L’ordinanza della Sesta Sezione della Corte di Cassazione n. 12829 del 22 maggio 2017 (pres. Cirillo, rel. Manzon) si occupa di un caso in cui i giudici di appello avevano considerato fondato un accertamento basato sui riferimenti numerici delle società di comodo per una start up che non si rivelava congrua con i predetti parametri.
La Corte precisa come «In materia di società di comodo, i parametri previsti dall’art. 30 della legge n. 724 del 1994, nel testo risultante dalle modifiche apportate dall’art. 35 del d.l. n. 223 del 2006, convertito nella legge n. 248 del 2006, sono fondati sulla correlazione tra il valore di determinati beni patrimoniali ed un livello minimo di ricavi e proventi, il cui mancato raggiungimento costituisce elemento sintomatico della natura non operativa della società, spettando, poi, al contribuente fornire la prova contraria e dimostrare l’esistenza di situazioni oggettive e straordinarie, specifiche ed indipendenti dalla sua volontà, che abbiano impedito il raggiungimento della soglia di operatività e di reddito minimo presunto» (Sez. 5, Sentenza n. 21358 del 21/10/2015.

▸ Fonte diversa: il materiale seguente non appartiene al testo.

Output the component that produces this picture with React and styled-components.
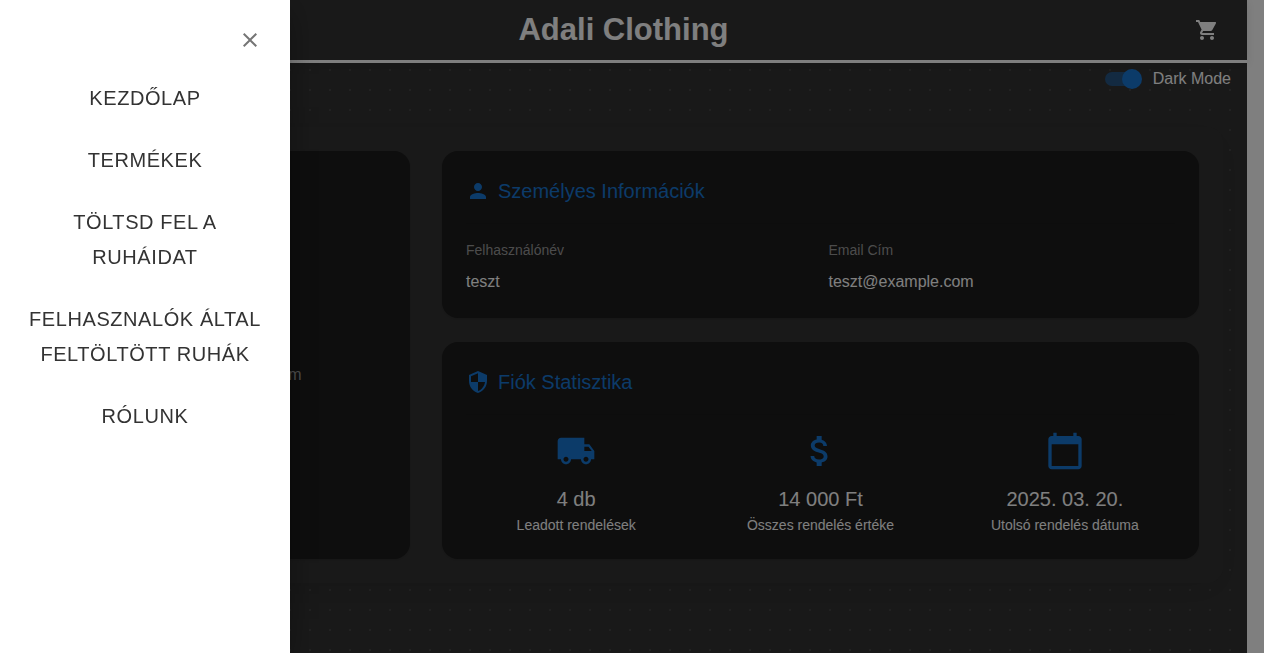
import React, { useState } from "react";
import styled, { createGlobalStyle } from "styled-components";
import {
  MdClose,
  MdShoppingCart,
  MdPerson,
  MdSecurity,
  MdLocalShipping,
  MdAttachMoney,
  MdCalendarToday,
} from "react-icons/md";

const GlobalStyle = createGlobalStyle`
  *, *::before, *::after { box-sizing: border-box; }
  body {
    margin: 0;
    background: #fff;
    font-family: "Liberation Sans", Arial, sans-serif;
    font-size: 16px;
    line-height: 24px;
  }
  h1, h2, p, dl, dd, ul { margin: 0; padding: 0; }
`;

const Shell = styled.div`
  min-height: 100vh;
  margin-right: 17px;
  padding-bottom: 64px;
  background-color: #333;
  background-image: radial-gradient(#444 1px, transparent 1px);
  background-size: 20px 20px;
  color: #fff;
`;

const Header = styled.header`
  display: grid;
  grid-template-columns: 1fr auto 1fr;
  align-items: center;
  height: 63px;
  padding: 0 20px;
  background: #333;
  border-bottom: 3px solid #fff;
  box-shadow: 0 2px 10px rgba(0, 0, 0, 0.1);
`;

const Brand = styled.h1`
  grid-column: 2;
  font-size: 31px;
  line-height: 36px;
  font-weight: 700;
`;

const IconButton = styled.button`
  display: flex;
  justify-self: end;
  padding: 8px;
  border: 0;
  border-radius: 50%;
  background: none;
  color: ${(p) => p.$color};
  font-size: 24px;
  cursor: pointer;
`;

const ThemeRow = styled.div`
  display: flex;
  justify-content: flex-end;
  align-items: center;
  height: 32px;
  padding-right: 16px;
`;

const SwitchLabel = styled.label`
  display: flex;
  align-items: center;
  gap: 14px;
  cursor: pointer;
`;

const Switch = styled.input`
  appearance: none;
  position: relative;
  width: 34px;
  height: 14px;
  margin: 0;
  border-radius: 7px;
  background: rgba(25, 118, 210, 0.5);
  cursor: pointer;

  &::before {
    content: "";
    position: absolute;
    top: -3px;
    left: -3px;
    width: 20px;
    height: 20px;
    border-radius: 50%;
    background: #fff;
  }

  &:checked::before {
    left: 17px;
    background: #1976d2;
  }
`;

const Panel = styled.main`
  display: grid;
  grid-template-columns: minmax(0, 362fr) minmax(0, 757fr);
  gap: 32px;
  margin: 32px 24px 0;
  padding: 24px;
  border-radius: 16px;
  background: #333;
  box-shadow: 0 8px 32px rgba(0, 0, 0, 0.1);
`;

const Card = styled.section`
  padding: 24px;
  border-radius: 16px;
  background: #1c1c1c;
  box-shadow: 0 1px 3px rgba(0, 0, 0, 0.12);
`;

const ProfileCard = styled(Card)`
  display: flex;
  flex-direction: column;
  align-items: center;
  gap: 56px;
  padding-top: 36px;
`;

const Avatar = styled.div`
  display: flex;
  align-items: center;
  justify-content: center;
  width: 120px;
  height: 120px;
  border-radius: 50%;
  background: #1976d2;
  font-size: 80px;
`;

const ProfileEmail = styled.p`
  color: #999;
`;

const Details = styled.div`
  display: flex;
  flex-direction: column;
  gap: 24px;
`;

const CardTitle = styled.h2`
  display: flex;
  align-items: center;
  gap: 8px;
  margin-bottom: 16px;
  padding-bottom: 16px;
  border-bottom: 1px solid #1a1a1a;
  color: #1976d2;
  font-size: 20px;
  line-height: 32px;
  font-weight: 400;

  svg {
    font-size: 24px;
  }
`;

const Fields = styled.dl`
  display: grid;
  grid-template-columns: 1fr 1fr;
  gap: 16px;
`;

const FieldName = styled.dt`
  margin-bottom: 10px;
  color: #999;
  font-size: 14px;
  line-height: 20px;
`;

const Stats = styled.div`
  display: grid;
  grid-template-columns: repeat(3, 1fr);
  gap: 24px;
`;

const Stat = styled.div`
  display: flex;
  flex-direction: column;
  align-items: center;

  svg {
    margin-bottom: 12px;
    color: #1976d2;
    font-size: 40px;
  }
`;

const StatValue = styled.p`
  font-size: 20px;
  line-height: 32px;
`;

const StatLabel = styled.p`
  font-size: 14px;
  line-height: 20px;
`;

const Backdrop = styled.div`
  position: fixed;
  inset: 0;
  background: rgba(0, 0, 0, 0.5);
`;

const Drawer = styled.aside`
  position: fixed;
  top: 0;
  bottom: 0;
  left: 0;
  display: flex;
  flex-direction: column;
  width: 290px;
  padding: 20px;
  background: #fff;
  box-shadow: 0 8px 10px -5px rgba(0, 0, 0, 0.2),
    0 16px 24px 2px rgba(0, 0, 0, 0.14), 0 6px 30px 5px rgba(0, 0, 0, 0.12);
`;

const DrawerTop = styled.div`
  display: flex;
  justify-content: flex-end;
`;

const Nav = styled.nav`
  display: flex;
  flex-direction: column;
  gap: 15px;
  margin-top: 15px;
`;

const NavLink = styled.a`
  padding: 6px 8px;
  color: #333;
  font-size: 20px;
  line-height: 35px;
  letter-spacing: 0.02857em;
  text-align: center;
  text-decoration: none;
  text-transform: uppercase;
`;

const links = [
  "Kezdőlap",
  "Termékek",
  "Töltsd fel a ruháidat",
  "Felhasznalók által feltöltött ruhák",
  "Rólunk",
];

const fields = [
  { name: "Felhasználónév", value: "teszt" },
  { name: "Email Cím", value: "teszt@example.com" },
];

const stats = [
  { Icon: MdLocalShipping, value: "4 db", label: "Leadott rendelések" },
  { Icon: MdAttachMoney, value: "14 000 Ft", label: "Összes rendelés értéke" },
  { Icon: MdCalendarToday, value: "2025. 03. 20.", label: "Utolsó rendelés dátuma" },
];

export default function App() {
  const [dark, setDark] = useState(true);
  const [open, setOpen] = useState(true);

  return (
    <>
      <GlobalStyle />
      <Shell>
        <Header>
          <Brand>Adali Clothing</Brand>
          <IconButton type="button" aria-label="Kosár" $color="#fff">
            <MdShoppingCart />
          </IconButton>
        </Header>
        <ThemeRow>
          <SwitchLabel>
            <Switch
              type="checkbox"
              checked={dark}
              onChange={(e) => setDark(e.target.checked)}
            />
            Dark Mode
          </SwitchLabel>
        </ThemeRow>
        <Panel>
          <ProfileCard>
            <Avatar>
              <MdPerson />
            </Avatar>
            <ProfileEmail>teszt@example.com</ProfileEmail>
          </ProfileCard>
          <Details>
            <Card>
              <CardTitle>
                <MdPerson />
                Személyes Információk
              </CardTitle>
              <Fields>
                {fields.map((f) => (
                  <div key={f.name}>
                    <FieldName>{f.name}</FieldName>
                    <dd>{f.value}</dd>
                  </div>
                ))}
              </Fields>
            </Card>
            <Card>
              <CardTitle>
                <MdSecurity />
                Fiók Statisztika
              </CardTitle>
              <Stats>
                {stats.map(({ Icon, value, label }) => (
                  <Stat key={label}>
                    <Icon />
                    <StatValue>{value}</StatValue>
                    <StatLabel>{label}</StatLabel>
                  </Stat>
                ))}
              </Stats>
            </Card>
          </Details>
        </Panel>
      </Shell>
      {open && (
        <>
          <Backdrop onClick={() => setOpen(false)} />
          <Drawer>
            <DrawerTop>
              <IconButton
                type="button"
                aria-label="Bezárás"
                $color="#757575"
                onClick={() => setOpen(false)}
              >
                <MdClose />
              </IconButton>
            </DrawerTop>
            <Nav>
              {links.map((text) => (
                <NavLink key={text} href="#">
                  {text}
                </NavLink>
              ))}
            </Nav>
          </Drawer>
        </>
      )}
    </>
  );
}
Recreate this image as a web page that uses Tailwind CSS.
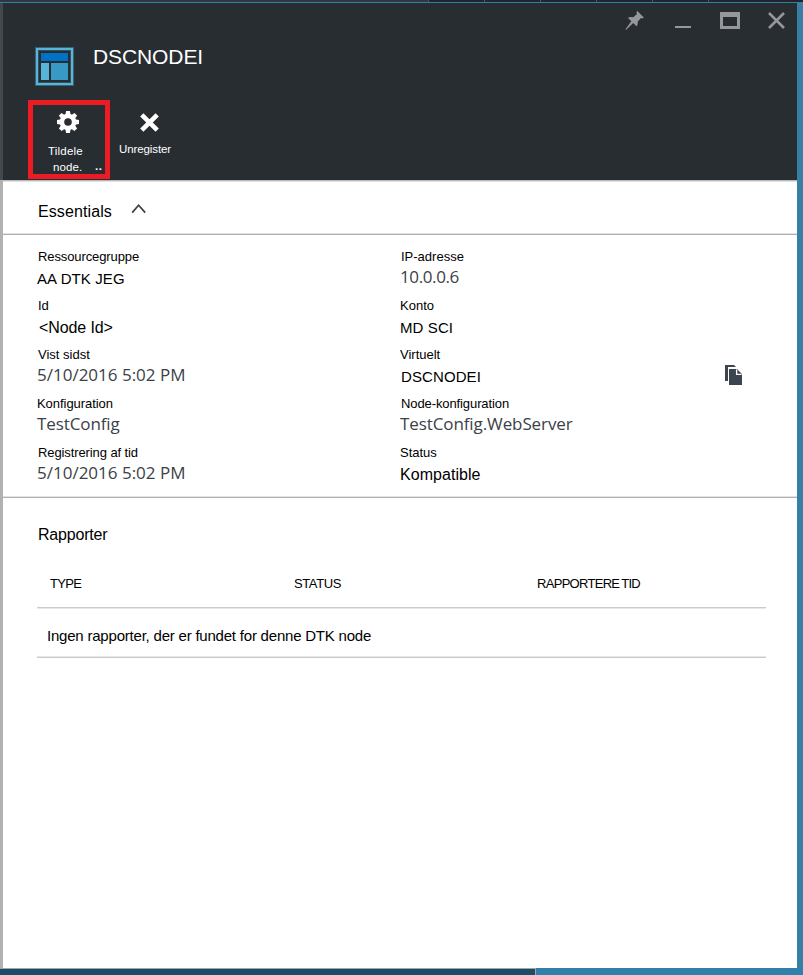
<!DOCTYPE html>
<html lang="da">
<head>
<meta charset="utf-8">
<title>DSCNODEI</title>
<script src="https://cdn.jsdelivr.net/npm/@tailwindcss/browser@4"></script>
</head>
<body class="w-[803px] h-[975px] overflow-hidden bg-[#387fa6] font-['Liberation_Sans',Arial,sans-serif] text-black">
<div class="flex h-[975px] w-[803px] flex-col">
  <div class="flex h-[2px] bg-[#1f252b]">
    <div class="w-[428px] bg-[#30383d]"></div>
    <div class="flex gap-[55px]"><i class="w-px bg-[#50555a]"></i><i class="w-px bg-[#50555a]"></i><i class="w-px bg-[#50555a]"></i><i class="w-px bg-[#50555a]"></i><i class="w-px bg-[#50555a]"></i><i class="w-px bg-[#50555a]"></i></div>
  </div>
  <div class="h-px bg-[#2e81ac]"></div>

  <div class="flex h-[965px]">
    <div class="flex w-[3px] flex-col"><div class="h-[177px] bg-[#42484c]"></div><div class="grow bg-[#b1b1b1]"></div></div>
    <main class="flex w-[794px] flex-col bg-white">
      <header class="flex h-[177px] flex-col bg-[#282d31] text-white">
        <div class="flex h-[97px] justify-between">
          <div class="flex pl-8 pt-[44px]">
            <svg class="h-[39px] w-[39px]" viewBox="0 0 39 39">
              <rect width="39" height="39" fill="#35647a"/>
              <rect x="1" y="1" width="37" height="37" fill="#59b4d9"/>
              <rect x="3" y="3" width="33" height="33" fill="#35505d"/>
              <rect x="4" y="4" width="31" height="31" fill="#282d31"/>
              <rect x="6" y="6" width="27" height="8" fill="#0072c6"/>
              <rect x="6" y="16" width="8" height="17" fill="#59b4d9"/>
              <rect x="16" y="16" width="17" height="17" fill="#3999c6"/>
            </svg>
            <h1 class="-mt-[2px] ml-[19px] text-[21px] leading-6 tracking-[-0.1px]">DSCNODEI</h1>
          </div>
          <div class="flex pt-[8px] pr-[12px]">
            <svg class="h-[20px] w-[20px]" viewBox="0 0 20 20" fill="#96979c"><path d="M12.4 0 19 6.7 17.2 7.4 16 7.1 12.8 10.6Q13 13.5 11.8 15.6L8.2 12 1.2 18.8 0.5 18.3 6.3 10.2 2.8 6.7Q5.3 5.7 8.3 6.2L12 3 11.4 1.3Z"/></svg>
            <div class="ml-[30px] mt-[15px] h-[2px] w-[16px] bg-[#96979c]"></div>
            <div class="ml-[29px] mt-[1px] h-[17px] w-[20px] border-[3px] border-t-[5px] border-[#96979c]"></div>
            <svg class="ml-[28px] mt-[1px] h-[17px] w-[17px]" viewBox="0 0 17 17" stroke="#96979c" stroke-width="2.6"><path d="M1 1 16 16M16 1 1 16"/></svg>
          </div>
        </div>
        <div class="flex pl-[25px]">
          <div class="relative h-[79px] w-[82px] border-[5px] border-[#ed1c24] pt-[6px] text-[11.5px]">
            <svg class="ml-[24px] h-[22px] w-[22px]" viewBox="-11 -11 22 22">
              <g fill="#fff"><circle r="8.2"/>
                <path id="cog" d="M-2.7-7-1.9-11H1.9L2.7-7V7L1.9 11H-1.9L-2.7 7Z"/>
                <use href="#cog" transform="rotate(45)"/><use href="#cog" transform="rotate(90)"/><use href="#cog" transform="rotate(135)"/></g>
              <circle r="3.8" fill="#282d31"/>
            </svg>
            <div class="mt-[10px] ml-[15px] leading-4 tracking-[0.2px]">Tildele</div>
            <div class="flex leading-4"><span class="ml-[20px] w-[42px] tracking-[0.1px]">node.</span><span class="-mt-px font-bold tracking-[0.5px]">..</span></div>
          </div>
          <div class="w-[70px] pl-[9px] text-[11.5px]">
            <svg class="ml-[21px] mt-[13px] h-[19px] w-[19px]" viewBox="0 0 19 19" stroke="#fff" stroke-width="4.6"><path d="M1.8 1.8 17.2 17.2M17.2 1.8 1.8 17.2"/></svg>
            <div class="mt-[9px] leading-4 tracking-[-0.1px]">Unregister</div>
          </div>
        </div>
      </header>

      <section class="flex h-[55px] border-t border-b border-t-[#b8b8b8] border-b-[#b0b0b0] pl-[35px] pt-[21px] shadow-[inset_0_1px_#e2e2e2,inset_0_-1px_#e2e2e2]">
        <h2 class="w-[93px] text-base leading-5 tracking-[0.1px]">Essentials</h2>
        <svg class="mt-px h-[11px] w-[16px]" viewBox="0 0 16 11" fill="none" stroke="#3b4148" stroke-width="1.7"><path d="M1.2 9.6 7.6 2.2 14.2 9.6"/></svg>
      </section>

      <section class="flex h-[263px] border-b border-[#b0b0b0] pt-[13px] text-[15px] leading-[22px] shadow-[inset_0_-1px_#e2e2e2]">
        <dl class="w-[363px] pl-[34px]">
          <div class="h-[49px]"><dt class="pl-px text-[13px] leading-[18px] tracking-[-0.1px]">Ressourcegruppe</dt><dd class="pt-[2px] tracking-[0.1px]">AA DTK JEG</dd></div>
          <div class="h-[49px]"><dt class="pl-px text-[13px] leading-[18px]">Id</dt><dd class="pl-[2px] pt-[2px] text-base leading-[22px] tracking-[-0.1px]">&lt;Node Id&gt;</dd></div>
          <div class="h-[49px]"><dt class="pl-px text-[13px] leading-[18px]">Vist sidst</dt><dd class="font-['Open_Sans',sans-serif] text-[17px] text-[#3b4148]">5/10/2016 5:02 PM</dd></div>
          <div class="h-[49px]"><dt class="text-[13px] leading-[18px] tracking-[-0.05px]">Konfiguration</dt><dd class="font-['Open_Sans',sans-serif] text-[17px] tracking-[-0.1px] text-[#3b4148]">TestConfig</dd></div>
          <div class="h-[49px]"><dt class="pl-px text-[13px] leading-[18px] tracking-[-0.1px]">Registrering af tid</dt><dd class="font-['Open_Sans',sans-serif] text-[17px] text-[#3b4148]">5/10/2016 5:02 PM</dd></div>
        </dl>
        <dl class="w-[358px] pl-[34px]">
          <div class="h-[49px]"><dt class="pl-px text-[13px] leading-[18px]">IP-adresse</dt><dd class="font-['Open_Sans',sans-serif] text-[17px] tracking-[-0.38px] text-[#3b4148]">10.0.0.6</dd></div>
          <div class="h-[49px]"><dt class="text-[13px] leading-[18px]">Konto</dt><dd class="pt-[2px] tracking-[0.1px]">MD SCI</dd></div>
          <div class="h-[49px]"><dt class="text-[13px] leading-[18px]">Virtuelt</dt><dd class="pl-px pt-[2px] tracking-[0.1px]">DSCNODEI</dd></div>
          <div class="h-[49px]"><dt class="pl-px text-[13px] leading-[18px] tracking-[-0.1px]">Node-konfiguration</dt><dd class="font-['Open_Sans',sans-serif] text-[17px] tracking-[-0.1px] text-[#3b4148]">TestConfig.WebServer</dd></div>
          <div class="h-[49px]"><dt class="text-[13px] leading-[18px]">Status</dt><dd class="pt-[2px] text-base leading-[22px] tracking-[0.05px]">Kompatible</dd></div>
        </dl>
        <svg class="ml-px mt-[117px] h-[20px] w-[18px]" viewBox="0 0 18 20" fill="#3b444f"><path d="M0 0H9L11 2H3V16H0ZM4 4H12L17 9V20H4Z"/><path d="M11.6 4.5V9.3H16.5" fill="none" stroke="#fff" stroke-width="1.3"/></svg>
      </section>

      <section class="px-[34px] pt-[27px]">
        <h2 class="pl-px text-base leading-5 tracking-[-0.2px]">Rapporter</h2>
        <div class="mt-[30px] flex h-[33px] w-[729px] border-b border-[#cbcbcb] pl-[13px] text-[13px] leading-[18px]">
          <div class="w-[244px] tracking-[-0.7px]">TYPE</div><div class="w-[243px] tracking-[-0.4px]">STATUS</div><div class="tracking-[-0.7px] [word-spacing:-0.8px]">RAPPORTERE TID</div>
        </div>
        <div class="h-[50px] w-[729px] border-b border-[#cbcbcb] pl-[10px] pt-[17px] text-[15px] leading-[22px] tracking-[-0.21px] shadow-[inset_0_1px_#e8e8e8,inset_0_-1px_#e8e8e8]">Ingen rapporter, der er fundet for denne DTK node</div>
      </section>
    </main>
    <div class="grow bg-[#387fa6]"></div>
  </div>
  <footer class="flex h-[7px] bg-[#2f80ab]"><div class="w-[536px] border-t border-r border-[#a5a5a5] bg-[#1b4e66]"></div></footer>
</div>
</body>
</html>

Secondo la sesta sezione il giudice tributario di appello non ha fatto corretta applicazione di tale principio di diritto e quindi della disposizione legislativa in oggetto, negando validità agli argomenti fattuali contro probatori proposti dalla società contribuente con una valutazione meritale del tutto sommaria, apodittica ed incompleta. In particolare la CTR non ha in alcun modo considerato la fase di start up nella quale si trovava ancora la società contribuente, allegata quale principale difesa da parte della medesima.
Ne deriva quindi palesemente la “falsa applicazione” della disposizione antielusiva de qua, cui dovrà pertanto porre rimedio il giudice del rinvio.